> [Records]:
□ □ □

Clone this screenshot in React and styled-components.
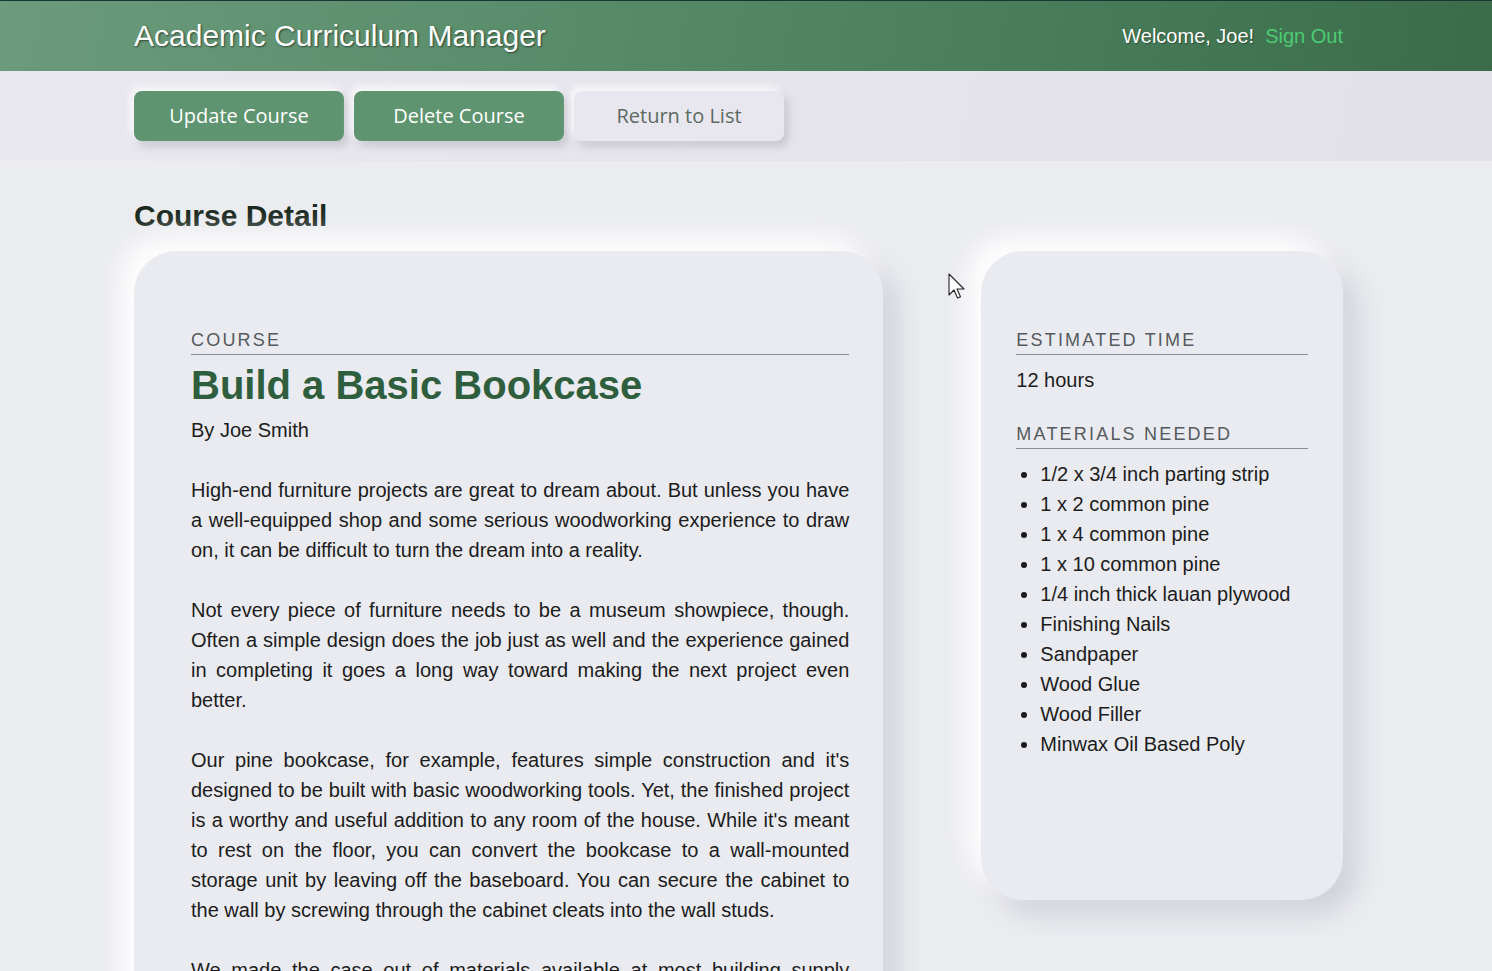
import React from "react";
import styled, { createGlobalStyle } from "styled-components";

const GlobalStyle = createGlobalStyle`
  html, body {
    margin: 0;
    padding: 0;
    overflow: hidden;
    background: #ebecf0;
    font-family: "Liberation Sans", Arial, sans-serif;
  }
`;

const Page = styled.div`
  min-height: 100vh;
  background: #ebecf0;
  position: relative;
`;

const Header = styled.header`
  height: 70px;
  border-top: 1px solid #17363a;
  background: linear-gradient(100deg, #6b9b7b 0%, #558966 45%, #3a6c4a 100%);
`;

const Inner = styled.div`
  box-sizing: border-box;
  width: 100%;
  padding: 0 149px 0 134px;
  height: 100%;
  display: flex;
  align-items: center;
  justify-content: ${(p) => p.$justify || "flex-start"};
  gap: ${(p) => p.$gap || "0"};
`;

const Brand = styled.h1`
  margin: 0;
  font-size: 30px;
  font-weight: 400;
  color: #fff;
  text-shadow: 1px 1px 2px rgba(0, 0, 0, 0.55);
  padding-bottom: 1px;
`;

const UserBox = styled.div`
  display: flex;
  align-items: center;
  gap: 11px;
  font-size: 20px;
  color: #fff;
  text-shadow: 1px 1px 1px rgba(0, 0, 0, 0.35);
`;

const SignOut = styled.a`
  color: #4ccb73;
  text-decoration: none;
  text-shadow: none;
`;

const ActionBar = styled.div`
  height: 90px;
  background: linear-gradient(100deg, #e9e7ef 0%, #e3e1e8 100%);
`;

const Button = styled.button`
  width: 210px;
  height: 50px;
  padding: 0 0 2px;
  border: none;
  border-radius: 8px;
  font-family: "Open Sans", sans-serif;
  font-size: 20px;
  cursor: pointer;
  background: ${(p) => (p.$primary ? "#5e9470" : "#e8e6ee")};
  color: ${(p) => (p.$primary ? "#fff" : "#5b6b62")};
  box-shadow: -4px -4px 8px rgba(255, 255, 255, 0.8),
    4px 5px 8px rgba(120, 125, 140, 0.3);
`;

const Main = styled.main`
  box-sizing: border-box;
  padding: 38px 149px 0 134px;
`;

const PageTitle = styled.h2`
  margin: 0 0 18px;
  font-size: 30px;
  font-weight: 700;
  color: #1b2a20;
  line-height: 34px;
`;

const Columns = styled.div`
  display: flex;
  align-items: flex-start;
  gap: 98px;
`;

const Card = styled.section`
  box-sizing: border-box;
  width: ${(p) => p.$width};
  background: #eaebf0;
  border-radius: 42px;
  padding: ${(p) => p.$pad};
  box-shadow: -14px -14px 26px rgba(255, 255, 255, 0.95),
    14px 14px 26px rgba(165, 170, 185, 0.4);
`;

const Label = styled.div`
  font-size: 18px;
  letter-spacing: 2.2px;
  color: #555a5e;
  line-height: 22px;
  padding-bottom: 3px;
  border-bottom: 1px solid #8a8d90;
  margin-top: ${(p) => p.$top || "0"};
`;

const CourseTitle = styled.h3`
  margin: 5px 0 0;
  font-size: 40px;
  font-weight: 700;
  color: #2e5e3d;
  line-height: 50px;
`;

const Author = styled.p`
  margin: 5px 0 30px;
  font-size: 20px;
  line-height: 30px;
  color: #1c1c1c;
`;

const Para = styled.p`
  margin: 0 0 30px;
  font-size: 20px;
  line-height: 30px;
  color: #1c1c1c;
  text-align: justify;
`;

const Value = styled.p`
  margin: 10px 0 0;
  font-size: 20px;
  line-height: 30px;
  color: #1c1c1c;
`;

const Materials = styled.ul`
  margin: 10px 0 0;
  padding-left: 24px;
  font-size: 20px;
  line-height: 30px;
  color: #1c1c1c;
`;

const Cursor = styled.svg`
  position: absolute;
  left: 948px;
  top: 273px;
`;

const materials = [
  "1/2 x 3/4 inch parting strip",
  "1 x 2 common pine",
  "1 x 4 common pine",
  "1 x 10 common pine",
  "1/4 inch thick lauan plywood",
  "Finishing Nails",
  "Sandpaper",
  "Wood Glue",
  "Wood Filler",
  "Minwax Oil Based Poly",
];

export default function App() {
  return (
    <Page>
      <GlobalStyle />
      <Header>
        <Inner $justify="space-between">
          <Brand>Academic Curriculum Manager</Brand>
          <UserBox>
            <span>Welcome, Joe!</span>
            <SignOut href="#">Sign Out</SignOut>
          </UserBox>
        </Inner>
      </Header>
      <ActionBar>
        <Inner $gap="10px">
          <Button $primary>Update Course</Button>
          <Button $primary>Delete Course</Button>
          <Button>Return to List</Button>
        </Inner>
      </ActionBar>
      <Main>
        <PageTitle>Course Detail</PageTitle>
        <Columns>
          <Card $width="750px" $pad="78px 34px 40px 57px">
            <Label>COURSE</Label>
            <CourseTitle>Build a Basic Bookcase</CourseTitle>
            <Author>By Joe Smith</Author>
            <Para>
              High-end furniture projects are great to dream about. But unless
              you have a well-equipped shop and some serious woodworking
              experience to draw on, it can be difficult to turn the dream into
              a reality.
            </Para>
            <Para>
              Not every piece of furniture needs to be a museum showpiece,
              though. Often a simple design does the job just as well and the
              experience gained in completing it goes a long way toward making
              the next project even better.
            </Para>
            <Para>
              Our pine bookcase, for example, features simple construction and
              it's designed to be built with basic woodworking tools. Yet, the
              finished project is a worthy and useful addition to any room of
              the house. While it's meant to rest on the floor, you can convert
              the bookcase to a wall-mounted storage unit by leaving off the
              baseboard. You can secure the cabinet to the wall by screwing
              through the cabinet cleats into the wall studs.
            </Para>
            <Para>
              We made the case out of materials available at most building
              supply stores and home centers, and then finished it with an
              easy-to-apply wipe-on polyurethane.
            </Para>
          </Card>
          <Card $width="362px" $pad="78px 35px 141px 35px">
            <Label>ESTIMATED TIME</Label>
            <Value>12 hours</Value>
            <Label $top="28px">MATERIALS NEEDED</Label>
            <Materials>
              {materials.map((m) => (
                <li key={m}>{m}</li>
              ))}
            </Materials>
          </Card>
        </Columns>
      </Main>
      <Cursor width="20" height="28" viewBox="0 0 20 28">
        <path
          d="M1 1 L1 22 L6 17 L9.5 25 L12.5 23.7 L9 16 L16 16 Z"
          fill="#fff"
          stroke="#222"
          strokeWidth="1.1"
          strokeLinejoin="round"
        />
      </Cursor>
    </Page>
  );
}
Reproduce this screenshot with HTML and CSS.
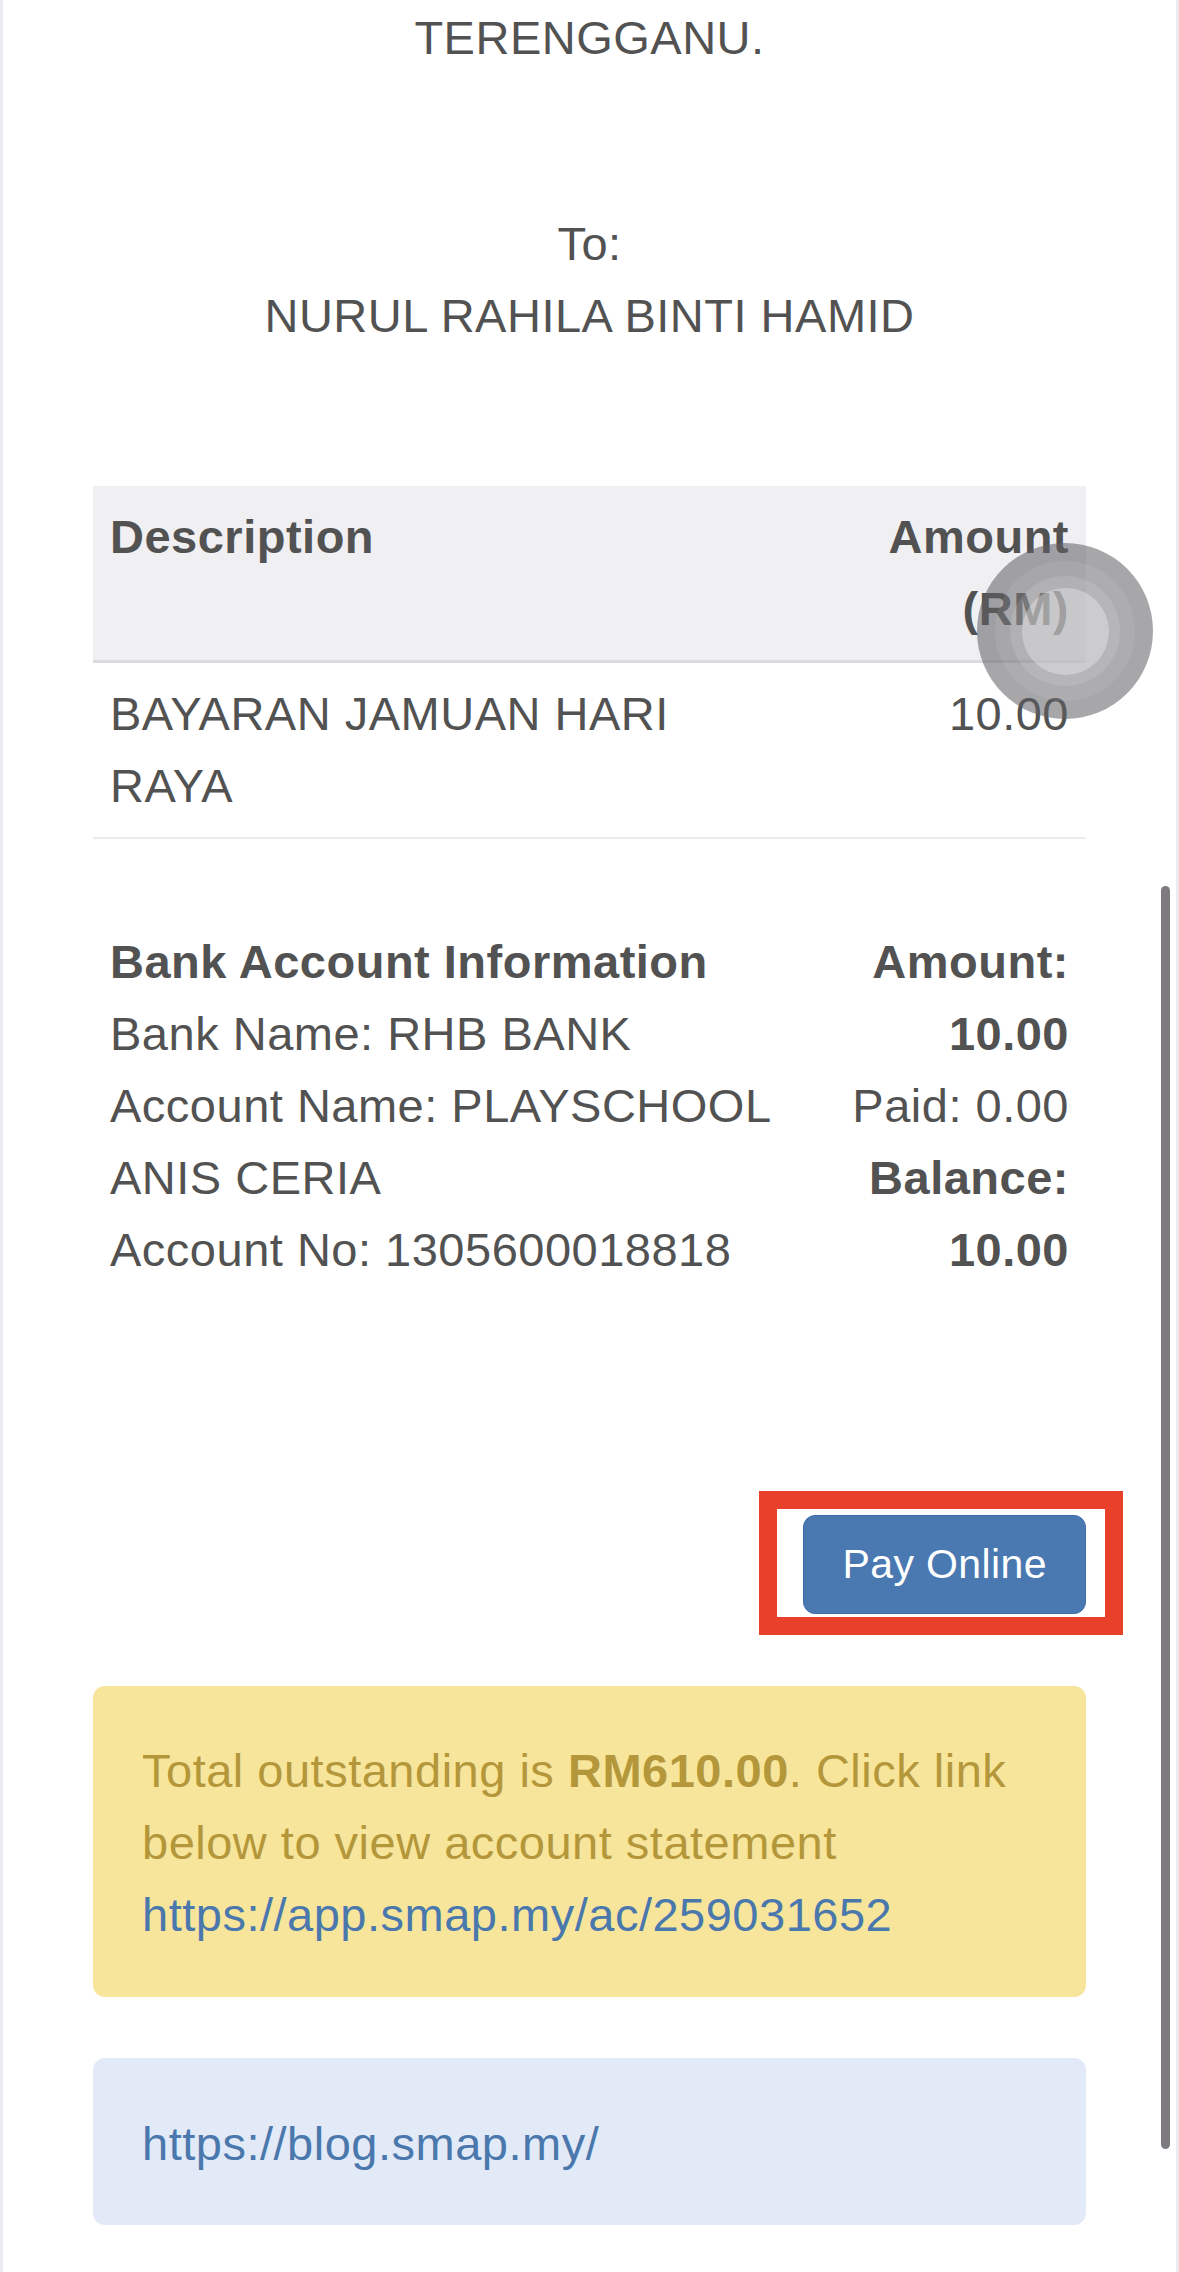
FILE: index.html
```html
<!DOCTYPE html>
<html lang="en">
<head>
    <meta charset="UTF-8">
    <meta name="viewport" content="width=device-width, initial-scale=1.0">
    <title>Invoice</title>
    <link rel="stylesheet" href="styles.css">
</head>
<body>
    <div class="page">
        <div class="address">TERENGGANU.</div>

        <div class="recipient">
            To:<br>
            NURUL RAHILA BINTI HAMID
        </div>

        <table class="invoice-table">
            <thead>
                <tr>
                    <th class="desc">Description</th>
                    <th class="amount">Amount<br>(RM)</th>
                </tr>
            </thead>
            <tbody>
                <tr>
                    <td class="desc">BAYARAN JAMUAN HARI RAYA</td>
                    <td class="amount">10.00</td>
                </tr>
            </tbody>
        </table>

        <div class="bank">
            <div class="bank-info">
                <strong>Bank Account Information</strong><br>
                Bank Name: RHB BANK<br>
                Account Name: PLAYSCHOOL ANIS CERIA<br>
                Account No: 1305600018818
            </div>
            <div class="bank-totals">
                <strong>Amount:</strong><br>
                <strong>10.00</strong><br>
                Paid: 0.00<br>
                <strong>Balance:</strong><br>
                <strong>10.00</strong>
            </div>
        </div>

        <div class="actions">
            <div class="pay-wrap">
                <button class="pay-btn">Pay Online</button>
                <span class="highlight"></span>
            </div>
        </div>

        <div class="alert alert-warning">
            Total outstanding is <strong>RM610.00</strong>. Click link below to view account statement
            <a href="#">https://app.smap.my/ac/259031652</a>
        </div>

        <div class="alert alert-info">
            <a href="#">https://blog.smap.my/</a>
        </div>

        <!-- phone overlays -->
        <div class="touch">
            <div class="touch-ring">
                <div class="touch-core"></div>
            </div>
        </div>
        <div class="scroll-indicator"></div>
    </div>
</body>
</html>
```

FILE: styles.css
```css
* {
    box-sizing: border-box;
}

body {
    margin: 0;
    background: #ececf0;
    font-family: 'Liberation Sans', Arial, Helvetica, sans-serif;
    font-size: 47px;
    line-height: 72px;
    letter-spacing: 0.5px;
    color: #525252;
}

.page {
    position: relative;
    margin: 0 3px;
    min-height: 2272px;
    background: #fff;
    padding: 2px 90px 0;
}

.address,
.recipient {
    text-align: center;
}

.recipient {
    margin-top: 134px;
}

.invoice-table {
    width: 100%;
    margin-top: 134px;
    border-collapse: collapse;
}

.invoice-table th,
.invoice-table td {
    padding: 15px 17px;
    text-align: left;
    vertical-align: top;
}

.invoice-table th {
    background: #f0eff2;
    border-bottom: 3px solid #dcdcdf;
    font-weight: bold;
}

.invoice-table td {
    border-bottom: 2px solid #ececee;
}

.invoice-table .desc {
    width: 634px;
}

.invoice-table .amount {
    text-align: right;
}

.bank {
    display: grid;
    grid-template-columns: 720px 1fr;
    margin-top: 87px;
    padding: 0 17px;
}

.bank-totals {
    text-align: right;
}

.actions {
    display: flex;
    justify-content: flex-end;
    margin-top: 229px;
}

.pay-wrap {
    position: relative;
}

.pay-btn {
    display: block;
    font-family: inherit;
    font-size: 41px;
    line-height: 57px;
    letter-spacing: 0.4px;
    padding: 20px 38px;
    color: #fff;
    background: #4a79b2;
    border: 1px solid #3e6ca6;
    border-radius: 12px;
}

.highlight {
    position: absolute;
    top: -24px;
    right: -37px;
    bottom: -21px;
    left: -44px;
    border: 18px solid #e8402a;
}

.alert {
    border-radius: 12px;
}

.alert a {
    color: #4a78ad;
    text-decoration: none;
}

.alert-warning {
    margin-top: 72px;
    padding: 49px 40px 46px 49px;
    background: #f7e59c;
    color: #b4973a;
}

.alert-info {
    margin-top: 61px;
    padding: 50px 49px 45px;
    background: #e2eaf8;
}

.touch {
    position: absolute;
    left: 974px;
    top: 543px;
    width: 176px;
    height: 176px;
    border-radius: 50%;
    background: rgba(95, 95, 100, 0.55);
    display: flex;
    align-items: center;
    justify-content: center;
}

.touch-ring {
    width: 110px;
    height: 110px;
    border-radius: 50%;
    background: rgba(255, 255, 255, 0.18);
    box-shadow: 0 0 0 15px rgba(255, 255, 255, 0.08);
    display: flex;
    align-items: center;
    justify-content: center;
}

.touch-core {
    width: 87px;
    height: 87px;
    border-radius: 50%;
    background: rgba(255, 255, 255, 0.3);
}

.scroll-indicator {
    position: absolute;
    left: 1158px;
    top: 886px;
    width: 9px;
    height: 1263px;
    border-radius: 5px;
    background: #7d7b80;
}
```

□ □ □

> [Short exercise]: Copy each line of the records containing the string "this".

> [Task response]:
Clone this screenshot in React and styled-components.
Reproduce this screenshot with HTML and CSS.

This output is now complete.